BSP leaves policy rates steady, but watches peso

(12 February 2004, Thursday - Philippine Daily Inquirer)

THE Monetary Board voted Thursday to leave the central bank's policy interest rates unchanged at 6.750 percent for overnight borrowing and 9.000 percent for overnight lending, saying its current stance was still supportive of the government's inflation and economic growth targets.

In a statement, however, the Bangkon Sentral ng Pilipinas (BSP) said it might still consider a "further active policy measure" to prevent a sharp and sustained fall of the peso against the US dollar, as such a scenario may bring inflationary pressures.

"The decision to maintain the monetary policy setting reflects the Monetary Board's belief that the current monetary policy stance is appropriately supportive of the price stability objective and is consistent with the need to ensure sufficient liquidity to sustain domestic demand," the central bank said.

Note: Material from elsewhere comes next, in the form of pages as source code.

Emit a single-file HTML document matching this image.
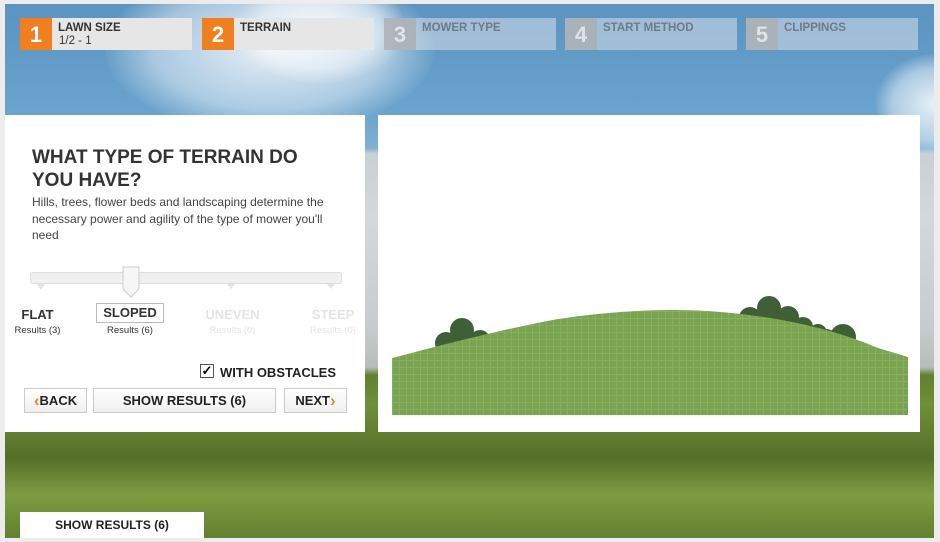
<!DOCTYPE html>
<html><head><style>
*{margin:0;padding:0;box-sizing:border-box}
body{width:940px;height:542px;background:#ececec;font-family:"Liberation Sans",Arial,sans-serif;position:relative;overflow:hidden}
#bg{position:absolute;left:5px;top:4px;width:929px;height:534px;overflow:hidden;
background:linear-gradient(180deg,#5b93c1 0%,#6aa3cd 20%,#7fb1d4 27%,#c9cfd4 28%,#d4d8db 40%,#c8cccf 60%,#b9bdb9 68%,#62802f 69.5%,#6f8f38 75%,#566f28 85%,#7d9c42 92%,#62802f 100%)}
.cloud{position:absolute;border-radius:50%;background:radial-gradient(ellipse at center,rgba(255,255,255,.85),rgba(255,255,255,.45) 50%,rgba(255,255,255,0) 72%)}
.step{position:absolute;top:18px;height:32px;width:172px;background:#e6e6e6}
.step .n{position:absolute;left:0;top:0;width:32px;height:32px;background:#f0801f;color:#fff;font-weight:bold;font-size:22px;text-align:center;line-height:34px}
.step .t{position:absolute;left:38px;top:5px;font-size:11.5px;font-weight:bold;color:#333;line-height:11px}
.step .s{font-weight:normal;display:block;margin-top:2px;margin-left:1px}
.step.off{background:rgba(225,230,235,.5)}
.step.off .n{background:rgba(170,175,180,.85);color:#e0e4e8}
.step.off .t{color:#6f7a85}
#left{position:absolute;left:5px;top:115px;width:360px;height:317px;background:#fff}
#right{position:absolute;left:378px;top:115px;width:542px;height:317px;background:#fff}
h1{position:absolute;left:27px;top:31px;font-size:19px;line-height:23px;color:#333;font-weight:bold;width:320px;white-space:nowrap}
.desc{position:absolute;left:27px;top:79px;font-size:12px;line-height:16.5px;color:#444;width:310px}
.track{position:absolute;left:25px;top:157px;width:312px;height:12px;background:#f0f0f0;border:1px solid #ddd;border-radius:3px}
.lbl{position:absolute;top:191px;font-size:13px;font-weight:bold;text-align:center;color:#333}
.res{position:absolute;top:210px;font-size:9.5px;text-align:center;color:#333}
.btn{position:absolute;top:273px;height:25px;border:1px solid #ccc;background:linear-gradient(#fff,#efefef);font-size:13px;font-weight:bold;color:#222;text-align:center;line-height:23px}
.or{color:#f0801f;font-size:17px;vertical-align:top}
</style></head><body>
<div id="bg">
<div class="cloud" style="left:100px;top:-40px;width:330px;height:170px"></div>
<div class="cloud" style="left:230px;top:-30px;width:170px;height:110px"></div>
<div class="cloud" style="left:870px;top:50px;width:120px;height:100px"></div>
</div>
<div class="step" style="left:20px"><div class="n">1</div><div class="t">LAWN SIZE<span class="s">1/2 - 1</span></div></div>
<div class="step" style="left:202px"><div class="n">2</div><div class="t">TERRAIN</div></div>
<div class="step off" style="left:384px"><div class="n">3</div><div class="t">MOWER TYPE</div></div>
<div class="step off" style="left:565px"><div class="n">4</div><div class="t">START METHOD</div></div>
<div class="step off" style="left:746px"><div class="n">5</div><div class="t">CLIPPINGS</div></div>

<div id="left">
<h1>WHAT TYPE OF TERRAIN DO<br>YOU HAVE?</h1>
<div class="desc">Hills, trees, flower beds and landscaping determine the necessary power and agility of the type of mower you'll<br>need</div>
<div class="track"></div>
<svg style="position:absolute;left:25px;top:150px" width="320" height="35">
<path d="M7 19 l4 6 l4 -6z M197 19 l4 5 l4 -5z M297 19 l4 5 l4 -5z" fill="#e4e4e4"/>
<path d="M93 2 h16 v22 l-8 8 l-8 -8z" fill="#f6f6f6" stroke="#ccc"/>
</svg>
<div class="lbl" style="left:10px;width:45px;top:192px">FLAT</div>
<div class="res" style="left:5px;width:55px">Results (3)</div>
<div class="lbl" style="left:91px;width:68px;top:188px;border:1px solid #bbb;height:20px;line-height:18px">SLOPED</div>
<div class="res" style="left:95px;width:60px">Results (6)</div>
<div class="lbl" style="left:195px;width:65px;color:#e4e4e4;top:192px">UNEVEN</div>
<div class="res" style="left:195px;width:65px;color:#e4e4e4">Results (0)</div>
<div class="lbl" style="left:302px;width:52px;color:#e4e4e4;top:192px">STEEP</div>
<div class="res" style="left:302px;width:52px;color:#e4e4e4">Results (0)</div>
<div style="position:absolute;left:195px;top:249px;width:14px;height:14px;border:1px solid #555;font-size:13px;line-height:12px;text-align:center;font-weight:bold">✓</div>
<div style="position:absolute;left:215px;top:250px;font-size:13px;font-weight:bold;color:#222">WITH OBSTACLES</div>
<div class="btn" style="left:19px;width:63px"><span class="or">‹</span>BACK</div>
<div class="btn" style="left:88px;width:183px">SHOW RESULTS (6)</div>
<div class="btn" style="left:279px;width:63px">NEXT<span class="or">›</span></div>
</div>

<div id="right">
<svg width="542" height="317" style="position:absolute;left:0;top:0">
<defs><pattern id="g" width="7" height="7" patternUnits="userSpaceOnUse"><rect width="7" height="7" fill="#7ba452"/><path d="M0 .5H7M.5 0V7" stroke="#88af5e" stroke-width="1"/></pattern></defs>
<g fill="#3f5f36">
<circle cx="84" cy="215" r="12"/><circle cx="68" cy="228" r="11"/><circle cx="102" cy="225" r="10"/><circle cx="80" cy="230" r="10"/>
<circle cx="391" cy="193" r="12"/><circle cx="372" cy="203" r="11"/><circle cx="410" cy="202" r="11"/><circle cx="395" cy="210" r="14"/><circle cx="440" cy="218" r="9"/><circle cx="465" cy="222" r="13"/><circle cx="448" cy="226" r="12"/><circle cx="425" cy="212" r="10"/>
</g>
<path d="M14 243 L26 240 Q120 215 180 204 Q260 192 330 196 Q430 203 500 233 L530 242 V300 H14Z" fill="url(#g)"/>
</svg>
</div>

<div style="position:absolute;left:20px;top:512px;width:184px;height:26px;background:#fff;font-size:12px;font-weight:bold;text-align:center;line-height:26px;color:#222">SHOW RESULTS (6)</div>
</body></html>
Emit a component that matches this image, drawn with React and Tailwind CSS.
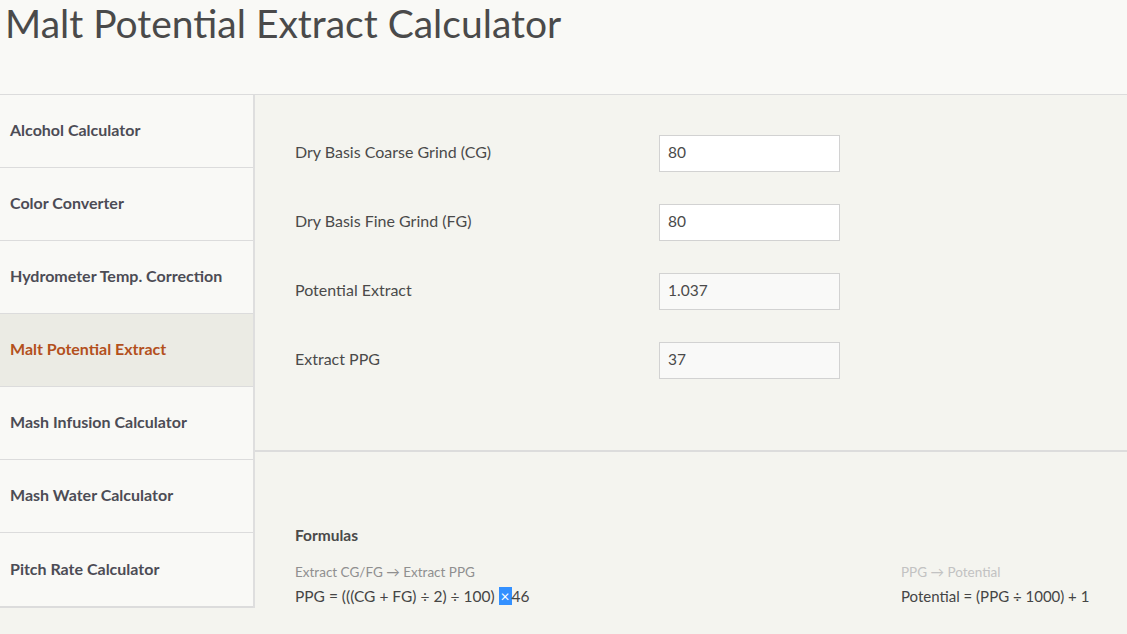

However, it said, "in the future, the monetary authorities may consider a further active policy measure to avoid the adverse inflationary implications of a sharp and sustained depreciation of the peso."

Thursday's decision followed a surprising increase of 200 basis points in banks' liquidity reserve requirement the BSP announced last week to siphon excess liquidity to prevent speculation against the peso.

After trading relatively stable below 56 to the dollar since the reserve hike announcement, the peso closed weaker Thursday at 55.975 to the dollar, compared with Wednesday's finish of 55.905 to the dollar. It traded at between 55.880 and 55.980 to the dollar on volume of 128 million dollars.

Analysts see the central bank's policy tightening as preventing the peso from falling further after hitting an all-time low of 56.220 to the dollar during trading on Jan 29. on heightened political uncertainties ahead of the May 10 presidential election.

BSP Governor Rafael Buenaventura attributed the peso's fall Thursday to weak regional currencies and corporate dollar demand. "Nothing unusual at this point," he said at a news briefing, noting that the peso was just range-bound.

He said the monetary authorities "are always watching threats of inflation."

However, the Monetary Board will want to see first the effects of last week's reserve hike on the currency market before making any further moves, he said. "The preemptive action of the Monetary Board has to be allowed to work first," he said.

Asked what possible measures the central bank may take if pressure on the peso builds again, Buenaventura said a further reserve hike was one of them. "Or we could do other things, but I prefer not to discuss it. Why would I translate my next move to the market?"